A cheer erupted at the “No on Measure B” party at about 10:40 p.m. as long-awaited results were posted Tuesday. Measure B, the Hotel Limitation Initiative, was ultimately defeated by 124 votes, although it took until Thursday afternoon before 308 absentee and provisional votes could be counted and the final figures were posted.
The final tally from the Sonoma County Registrar of Voters was 2,032 “No” votes to 1,908 “Yes”.
The “No on B” people were anxiously awaiting the results, while the “Yes on B” party broke up before 10 p.m. when it was announced that the votes leaving Sonoma for the registrar’s office in Santa Rosa had been delayed.
Larry Barnett, the force behind the initiative, left the party in Murphy’s Snug room at about 9:50 p.m., and most of the dozen or so supporters who were still there headed for the door shortly thereafter.
Barnett, who has been through more than a few elections, was looking at the early results of the mail-in ballots that gave the “No” side a 115-vote lead. Barnett said he anticipated about 4,000 votes would be cast and said that the “yes” side would have to pick up about six-out-of-10 remaining votes to have a chance.
Only 794 voters – 20 percent of the total – went to the polls on Tuesday, while 3,151 mail-in ballots were cast for a total of 3,945 votes – or 61.1 percent of the registered voters in the city of Sonoma.
At Della Santina Enoteca, about 50 supporters of “No on B” waited until the preliminary results were posted at about 10:40 p.m..
Darius Anderson, who has proposed building a 59-room hotel in the 100 block of West Napa Street, spoke to his supporters after the vote flashed on the TV screen.
“The one thing that needs to come out of this vote today,” he said, amid cheers from supporters opposed to the Hotel Limitation Measure, “is a united Sonoma.”
Anderson called for a collaborative effort, uniting supporters and opponents of Measure B, to explore and review a new version of his West Napa Street hotel project that would meet the approval of the city’s regulatory commissions and the public at large.
Hotel architect Michael Ross indicated that a redesign of the original project would be presented to the public and the planning commission that would reflect public concerns about the scope and the scale of the original proposal.

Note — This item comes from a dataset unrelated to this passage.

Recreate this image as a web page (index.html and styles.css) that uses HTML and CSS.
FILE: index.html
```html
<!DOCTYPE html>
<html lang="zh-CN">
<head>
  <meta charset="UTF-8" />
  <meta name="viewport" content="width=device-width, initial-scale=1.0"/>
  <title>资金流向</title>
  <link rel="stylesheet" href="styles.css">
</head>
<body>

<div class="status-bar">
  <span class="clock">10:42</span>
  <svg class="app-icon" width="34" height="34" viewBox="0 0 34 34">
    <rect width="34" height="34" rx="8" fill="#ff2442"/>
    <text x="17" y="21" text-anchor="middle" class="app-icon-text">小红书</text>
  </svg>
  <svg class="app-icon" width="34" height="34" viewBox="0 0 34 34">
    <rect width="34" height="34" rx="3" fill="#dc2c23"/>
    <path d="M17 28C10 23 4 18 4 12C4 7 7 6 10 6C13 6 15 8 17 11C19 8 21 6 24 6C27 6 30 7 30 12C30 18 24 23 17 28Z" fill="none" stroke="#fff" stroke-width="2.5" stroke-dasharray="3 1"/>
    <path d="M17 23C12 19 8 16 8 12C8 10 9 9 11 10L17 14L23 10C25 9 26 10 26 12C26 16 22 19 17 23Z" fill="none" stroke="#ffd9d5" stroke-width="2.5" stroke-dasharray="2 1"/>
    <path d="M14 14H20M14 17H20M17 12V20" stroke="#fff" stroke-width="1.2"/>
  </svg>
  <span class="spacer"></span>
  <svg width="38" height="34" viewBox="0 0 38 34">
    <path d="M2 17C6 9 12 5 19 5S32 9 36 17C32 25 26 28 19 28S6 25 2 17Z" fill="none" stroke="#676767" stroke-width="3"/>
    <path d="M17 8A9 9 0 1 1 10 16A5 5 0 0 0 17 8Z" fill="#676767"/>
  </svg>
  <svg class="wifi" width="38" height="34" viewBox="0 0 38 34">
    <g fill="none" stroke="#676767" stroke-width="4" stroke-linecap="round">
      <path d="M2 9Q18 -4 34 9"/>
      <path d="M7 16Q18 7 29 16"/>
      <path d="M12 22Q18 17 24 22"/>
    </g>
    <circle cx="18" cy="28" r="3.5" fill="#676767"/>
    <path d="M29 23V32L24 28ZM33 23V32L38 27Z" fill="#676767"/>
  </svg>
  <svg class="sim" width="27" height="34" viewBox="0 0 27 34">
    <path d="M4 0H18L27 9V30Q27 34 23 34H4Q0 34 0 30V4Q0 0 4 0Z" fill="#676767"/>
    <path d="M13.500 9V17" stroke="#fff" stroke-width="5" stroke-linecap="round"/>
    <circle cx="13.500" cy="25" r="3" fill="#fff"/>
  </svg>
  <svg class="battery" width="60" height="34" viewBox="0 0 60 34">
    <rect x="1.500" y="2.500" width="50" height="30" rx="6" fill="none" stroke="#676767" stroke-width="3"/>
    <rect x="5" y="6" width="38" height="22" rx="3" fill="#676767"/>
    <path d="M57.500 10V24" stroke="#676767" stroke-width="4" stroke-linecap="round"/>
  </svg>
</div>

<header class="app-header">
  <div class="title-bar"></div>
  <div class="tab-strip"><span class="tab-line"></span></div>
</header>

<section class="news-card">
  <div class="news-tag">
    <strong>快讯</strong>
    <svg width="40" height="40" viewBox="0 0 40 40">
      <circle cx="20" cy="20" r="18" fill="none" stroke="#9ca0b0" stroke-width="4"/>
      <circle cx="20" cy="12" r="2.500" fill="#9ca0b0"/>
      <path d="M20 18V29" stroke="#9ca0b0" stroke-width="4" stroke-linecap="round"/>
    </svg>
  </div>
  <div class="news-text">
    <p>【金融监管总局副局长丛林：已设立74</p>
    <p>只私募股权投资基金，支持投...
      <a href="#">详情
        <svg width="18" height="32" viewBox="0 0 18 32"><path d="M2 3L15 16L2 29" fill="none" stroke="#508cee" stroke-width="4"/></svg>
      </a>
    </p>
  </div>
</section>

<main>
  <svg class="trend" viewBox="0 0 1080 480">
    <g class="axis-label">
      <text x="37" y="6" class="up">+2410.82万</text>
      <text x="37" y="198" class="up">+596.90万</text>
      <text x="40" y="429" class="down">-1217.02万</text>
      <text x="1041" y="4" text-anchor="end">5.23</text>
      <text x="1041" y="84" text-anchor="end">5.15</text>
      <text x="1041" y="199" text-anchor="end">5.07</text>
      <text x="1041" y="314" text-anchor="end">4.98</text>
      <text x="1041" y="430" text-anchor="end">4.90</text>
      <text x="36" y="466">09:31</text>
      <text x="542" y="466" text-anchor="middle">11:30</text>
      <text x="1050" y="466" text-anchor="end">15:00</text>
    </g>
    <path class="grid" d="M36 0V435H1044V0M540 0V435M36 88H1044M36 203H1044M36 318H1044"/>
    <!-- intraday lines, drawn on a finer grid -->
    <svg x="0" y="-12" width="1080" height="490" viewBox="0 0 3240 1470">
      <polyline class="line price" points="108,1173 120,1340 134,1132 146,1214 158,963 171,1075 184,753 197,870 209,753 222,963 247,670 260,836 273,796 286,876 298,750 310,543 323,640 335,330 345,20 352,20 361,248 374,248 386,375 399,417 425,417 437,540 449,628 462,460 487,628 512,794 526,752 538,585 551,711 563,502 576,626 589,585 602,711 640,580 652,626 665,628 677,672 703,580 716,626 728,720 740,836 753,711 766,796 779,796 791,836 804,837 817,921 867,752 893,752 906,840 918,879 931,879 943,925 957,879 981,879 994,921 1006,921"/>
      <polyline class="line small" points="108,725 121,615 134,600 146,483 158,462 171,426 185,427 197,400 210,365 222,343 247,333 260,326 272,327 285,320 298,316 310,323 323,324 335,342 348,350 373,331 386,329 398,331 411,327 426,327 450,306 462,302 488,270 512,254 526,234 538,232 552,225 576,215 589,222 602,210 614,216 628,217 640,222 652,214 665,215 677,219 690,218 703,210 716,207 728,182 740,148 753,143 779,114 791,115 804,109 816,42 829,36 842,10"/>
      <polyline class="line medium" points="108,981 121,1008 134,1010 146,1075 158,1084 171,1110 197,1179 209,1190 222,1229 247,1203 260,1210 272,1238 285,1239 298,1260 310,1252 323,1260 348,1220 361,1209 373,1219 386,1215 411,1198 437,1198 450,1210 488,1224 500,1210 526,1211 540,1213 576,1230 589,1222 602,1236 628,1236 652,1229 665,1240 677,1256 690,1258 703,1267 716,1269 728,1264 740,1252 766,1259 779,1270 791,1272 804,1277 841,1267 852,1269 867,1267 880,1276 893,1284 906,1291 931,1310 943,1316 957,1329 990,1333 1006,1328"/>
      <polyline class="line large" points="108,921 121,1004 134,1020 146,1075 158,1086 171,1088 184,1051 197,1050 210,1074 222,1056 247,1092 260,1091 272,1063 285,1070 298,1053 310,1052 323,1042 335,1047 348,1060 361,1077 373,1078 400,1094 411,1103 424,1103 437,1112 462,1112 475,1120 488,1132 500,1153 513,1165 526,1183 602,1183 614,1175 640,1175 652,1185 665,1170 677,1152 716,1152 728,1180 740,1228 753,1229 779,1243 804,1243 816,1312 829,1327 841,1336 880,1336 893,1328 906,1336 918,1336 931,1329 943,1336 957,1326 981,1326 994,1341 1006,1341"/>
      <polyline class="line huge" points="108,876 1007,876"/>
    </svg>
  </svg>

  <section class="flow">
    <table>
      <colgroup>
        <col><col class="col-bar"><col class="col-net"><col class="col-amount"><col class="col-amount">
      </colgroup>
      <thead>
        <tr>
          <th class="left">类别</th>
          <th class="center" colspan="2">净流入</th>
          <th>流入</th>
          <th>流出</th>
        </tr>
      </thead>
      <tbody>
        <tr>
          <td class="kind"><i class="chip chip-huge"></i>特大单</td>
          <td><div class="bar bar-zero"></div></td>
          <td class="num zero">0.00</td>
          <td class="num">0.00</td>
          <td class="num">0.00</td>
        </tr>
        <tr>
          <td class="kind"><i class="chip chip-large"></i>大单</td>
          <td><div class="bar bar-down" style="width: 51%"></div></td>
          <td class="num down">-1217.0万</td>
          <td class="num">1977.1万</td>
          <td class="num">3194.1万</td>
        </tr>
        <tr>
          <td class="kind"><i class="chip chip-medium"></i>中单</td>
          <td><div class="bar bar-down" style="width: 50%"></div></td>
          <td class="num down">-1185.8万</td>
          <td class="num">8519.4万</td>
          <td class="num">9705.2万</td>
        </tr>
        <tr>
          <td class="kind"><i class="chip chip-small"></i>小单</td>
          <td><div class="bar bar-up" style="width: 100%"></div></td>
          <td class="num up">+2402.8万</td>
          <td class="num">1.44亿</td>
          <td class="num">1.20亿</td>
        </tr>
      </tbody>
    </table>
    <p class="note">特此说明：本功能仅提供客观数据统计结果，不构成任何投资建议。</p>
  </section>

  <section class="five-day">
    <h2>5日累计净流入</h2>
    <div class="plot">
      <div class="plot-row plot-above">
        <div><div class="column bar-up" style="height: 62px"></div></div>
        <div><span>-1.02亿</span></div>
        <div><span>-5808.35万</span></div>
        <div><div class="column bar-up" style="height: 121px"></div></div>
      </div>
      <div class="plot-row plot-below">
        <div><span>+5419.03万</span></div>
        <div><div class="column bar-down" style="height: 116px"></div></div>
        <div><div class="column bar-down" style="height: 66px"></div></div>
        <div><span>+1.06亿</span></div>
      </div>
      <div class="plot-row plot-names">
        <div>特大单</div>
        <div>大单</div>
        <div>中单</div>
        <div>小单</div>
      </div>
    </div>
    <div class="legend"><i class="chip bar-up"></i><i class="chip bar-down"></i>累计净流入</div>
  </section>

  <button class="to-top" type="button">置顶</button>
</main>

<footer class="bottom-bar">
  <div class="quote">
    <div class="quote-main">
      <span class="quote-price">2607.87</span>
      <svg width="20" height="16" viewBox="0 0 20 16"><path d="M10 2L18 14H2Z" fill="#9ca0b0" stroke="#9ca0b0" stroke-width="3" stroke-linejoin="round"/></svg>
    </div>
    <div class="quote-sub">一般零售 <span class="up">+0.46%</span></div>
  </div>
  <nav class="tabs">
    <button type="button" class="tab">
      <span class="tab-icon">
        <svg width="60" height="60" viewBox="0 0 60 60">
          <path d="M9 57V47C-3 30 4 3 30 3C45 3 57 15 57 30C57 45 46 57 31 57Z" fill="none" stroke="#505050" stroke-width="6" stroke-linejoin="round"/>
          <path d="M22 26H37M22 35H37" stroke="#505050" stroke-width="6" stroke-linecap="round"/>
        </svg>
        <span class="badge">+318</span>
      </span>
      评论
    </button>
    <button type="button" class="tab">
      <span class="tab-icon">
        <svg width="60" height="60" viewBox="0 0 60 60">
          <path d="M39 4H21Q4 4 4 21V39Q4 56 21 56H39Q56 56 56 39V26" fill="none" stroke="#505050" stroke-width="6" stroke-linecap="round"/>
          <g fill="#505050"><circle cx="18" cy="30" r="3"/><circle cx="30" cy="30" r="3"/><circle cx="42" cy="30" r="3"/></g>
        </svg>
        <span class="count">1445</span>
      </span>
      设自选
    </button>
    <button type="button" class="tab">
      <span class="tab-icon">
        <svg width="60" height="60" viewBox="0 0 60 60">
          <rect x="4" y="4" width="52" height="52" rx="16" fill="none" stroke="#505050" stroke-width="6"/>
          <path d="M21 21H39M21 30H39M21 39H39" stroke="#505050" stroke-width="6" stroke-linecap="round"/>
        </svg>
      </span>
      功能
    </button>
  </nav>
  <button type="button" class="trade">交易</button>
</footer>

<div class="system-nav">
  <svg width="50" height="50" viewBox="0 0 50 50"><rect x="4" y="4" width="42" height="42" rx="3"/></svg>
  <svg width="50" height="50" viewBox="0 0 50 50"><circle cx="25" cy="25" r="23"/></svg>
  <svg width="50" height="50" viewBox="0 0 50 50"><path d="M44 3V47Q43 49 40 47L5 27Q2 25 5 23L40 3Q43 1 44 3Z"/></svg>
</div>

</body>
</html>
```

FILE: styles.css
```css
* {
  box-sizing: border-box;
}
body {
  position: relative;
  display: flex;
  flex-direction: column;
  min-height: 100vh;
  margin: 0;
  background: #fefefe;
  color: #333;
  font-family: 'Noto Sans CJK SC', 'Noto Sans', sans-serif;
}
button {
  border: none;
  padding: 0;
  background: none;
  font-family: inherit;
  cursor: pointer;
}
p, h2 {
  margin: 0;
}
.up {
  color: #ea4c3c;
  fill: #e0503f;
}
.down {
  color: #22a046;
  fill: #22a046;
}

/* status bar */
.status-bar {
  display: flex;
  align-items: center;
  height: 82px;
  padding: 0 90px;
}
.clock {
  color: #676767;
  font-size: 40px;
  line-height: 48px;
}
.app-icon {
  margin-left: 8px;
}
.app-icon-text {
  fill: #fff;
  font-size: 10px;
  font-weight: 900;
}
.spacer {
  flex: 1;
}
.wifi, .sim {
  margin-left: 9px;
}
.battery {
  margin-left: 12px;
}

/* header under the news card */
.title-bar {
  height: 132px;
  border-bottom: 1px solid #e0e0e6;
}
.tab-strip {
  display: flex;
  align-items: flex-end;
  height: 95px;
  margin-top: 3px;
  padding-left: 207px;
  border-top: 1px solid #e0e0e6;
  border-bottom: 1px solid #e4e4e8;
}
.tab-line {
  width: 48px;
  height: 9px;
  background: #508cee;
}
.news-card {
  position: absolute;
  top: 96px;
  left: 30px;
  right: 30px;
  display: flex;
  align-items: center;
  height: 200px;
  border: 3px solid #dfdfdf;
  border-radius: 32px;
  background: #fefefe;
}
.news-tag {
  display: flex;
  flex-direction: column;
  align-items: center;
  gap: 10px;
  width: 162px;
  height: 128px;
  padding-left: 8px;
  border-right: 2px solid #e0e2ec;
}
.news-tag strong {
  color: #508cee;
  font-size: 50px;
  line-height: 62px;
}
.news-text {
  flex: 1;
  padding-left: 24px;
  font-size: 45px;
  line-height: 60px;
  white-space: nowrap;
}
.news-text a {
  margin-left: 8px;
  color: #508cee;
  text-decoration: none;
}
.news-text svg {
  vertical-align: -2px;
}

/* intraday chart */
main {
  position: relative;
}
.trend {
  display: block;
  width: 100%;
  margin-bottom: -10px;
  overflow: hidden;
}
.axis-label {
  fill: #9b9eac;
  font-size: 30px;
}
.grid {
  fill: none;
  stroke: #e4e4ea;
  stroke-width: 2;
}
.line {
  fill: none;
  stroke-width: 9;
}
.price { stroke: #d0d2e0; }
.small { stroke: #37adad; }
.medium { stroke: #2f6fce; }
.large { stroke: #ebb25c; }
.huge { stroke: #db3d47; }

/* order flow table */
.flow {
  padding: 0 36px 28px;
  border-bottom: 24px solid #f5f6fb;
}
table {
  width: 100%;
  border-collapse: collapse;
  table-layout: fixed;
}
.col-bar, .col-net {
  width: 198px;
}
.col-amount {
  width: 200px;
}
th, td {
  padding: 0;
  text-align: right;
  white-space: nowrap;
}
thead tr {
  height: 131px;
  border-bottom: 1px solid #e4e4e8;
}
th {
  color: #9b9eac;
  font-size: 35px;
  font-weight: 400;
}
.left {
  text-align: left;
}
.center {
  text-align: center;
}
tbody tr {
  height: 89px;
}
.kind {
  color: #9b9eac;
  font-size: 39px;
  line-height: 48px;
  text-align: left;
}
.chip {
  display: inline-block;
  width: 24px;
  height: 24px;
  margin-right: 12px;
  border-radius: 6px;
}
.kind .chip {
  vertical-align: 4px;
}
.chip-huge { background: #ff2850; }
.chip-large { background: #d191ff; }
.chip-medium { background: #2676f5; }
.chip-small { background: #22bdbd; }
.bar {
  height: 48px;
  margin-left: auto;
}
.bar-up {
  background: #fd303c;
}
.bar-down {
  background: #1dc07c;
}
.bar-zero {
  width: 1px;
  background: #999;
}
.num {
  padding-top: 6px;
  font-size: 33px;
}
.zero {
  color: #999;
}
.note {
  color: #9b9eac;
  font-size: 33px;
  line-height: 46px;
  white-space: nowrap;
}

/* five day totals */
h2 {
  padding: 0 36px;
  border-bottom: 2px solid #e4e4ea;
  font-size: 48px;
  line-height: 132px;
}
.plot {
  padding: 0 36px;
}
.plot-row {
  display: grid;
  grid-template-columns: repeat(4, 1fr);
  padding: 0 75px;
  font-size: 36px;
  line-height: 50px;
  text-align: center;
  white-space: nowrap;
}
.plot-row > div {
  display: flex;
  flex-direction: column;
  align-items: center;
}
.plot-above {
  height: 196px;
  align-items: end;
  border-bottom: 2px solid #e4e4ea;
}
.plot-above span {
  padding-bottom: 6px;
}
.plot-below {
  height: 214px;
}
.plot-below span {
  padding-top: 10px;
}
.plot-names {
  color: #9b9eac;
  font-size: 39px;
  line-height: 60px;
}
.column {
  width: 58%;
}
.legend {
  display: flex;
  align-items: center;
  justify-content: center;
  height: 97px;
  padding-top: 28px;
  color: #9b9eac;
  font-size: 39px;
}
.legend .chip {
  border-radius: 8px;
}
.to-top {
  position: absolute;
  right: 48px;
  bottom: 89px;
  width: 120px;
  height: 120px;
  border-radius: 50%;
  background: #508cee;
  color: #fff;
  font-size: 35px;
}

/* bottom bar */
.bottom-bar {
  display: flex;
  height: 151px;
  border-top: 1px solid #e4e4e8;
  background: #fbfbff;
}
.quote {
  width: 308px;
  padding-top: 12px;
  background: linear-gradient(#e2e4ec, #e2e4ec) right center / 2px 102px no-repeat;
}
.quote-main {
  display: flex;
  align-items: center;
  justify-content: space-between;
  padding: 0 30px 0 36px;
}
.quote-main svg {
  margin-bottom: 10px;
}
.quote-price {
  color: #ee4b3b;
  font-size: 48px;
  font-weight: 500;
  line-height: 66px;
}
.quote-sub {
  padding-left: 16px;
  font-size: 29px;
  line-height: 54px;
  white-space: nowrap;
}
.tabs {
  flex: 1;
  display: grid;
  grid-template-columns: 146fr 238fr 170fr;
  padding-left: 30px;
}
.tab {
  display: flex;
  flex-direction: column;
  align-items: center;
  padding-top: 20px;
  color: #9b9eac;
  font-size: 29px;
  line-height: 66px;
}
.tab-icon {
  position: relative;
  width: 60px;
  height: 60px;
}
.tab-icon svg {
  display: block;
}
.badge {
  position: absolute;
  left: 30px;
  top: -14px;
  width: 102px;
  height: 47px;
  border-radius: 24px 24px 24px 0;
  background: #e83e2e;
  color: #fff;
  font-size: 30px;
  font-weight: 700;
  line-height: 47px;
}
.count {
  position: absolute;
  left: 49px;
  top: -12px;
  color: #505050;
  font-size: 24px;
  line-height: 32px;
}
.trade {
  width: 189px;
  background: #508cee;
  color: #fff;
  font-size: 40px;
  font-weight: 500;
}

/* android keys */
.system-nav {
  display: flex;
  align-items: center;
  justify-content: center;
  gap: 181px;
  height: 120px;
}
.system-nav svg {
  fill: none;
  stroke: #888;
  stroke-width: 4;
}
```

The Hotel Limitation Measure proposed to limit all new hotel projects, as well as existing hotels, to a maximum of 25 rooms until the annual occupancy rate of all rental rooms in Sonoma reached 80 percent.
Supporters of the measure warned of an impending influx of “large” hotel projects, including proposals for hostelries at the former Sonoma Truck and Auto site on Broadway, and the Anderson project, proposed for the parking lot and building of the Sonoma Index-Tribune on West Napa Street. Anderson is a principal in Sonoma Media Investments, the owner of the Index-Tribune.
Opponents of Measure B countered that Sonoma has few building sites for future hotels, that 59-room projects did not constitute “large” hotels, and that the proposed project on West Napa Street would contribute significantly to the city’s tax revenues, making up for the loss of former redevelopment funds.
Wednesday morning Barnett said, “I’m disappointed, of course. But the voters have spoken and that was the whole point. Our campaign changed the conversation in Sonoma about growth? and tourism, and though Measure B did not win, we’re proud of having run an honest campaign that respected the intelligence and wisdom of the voters in Sonoma.”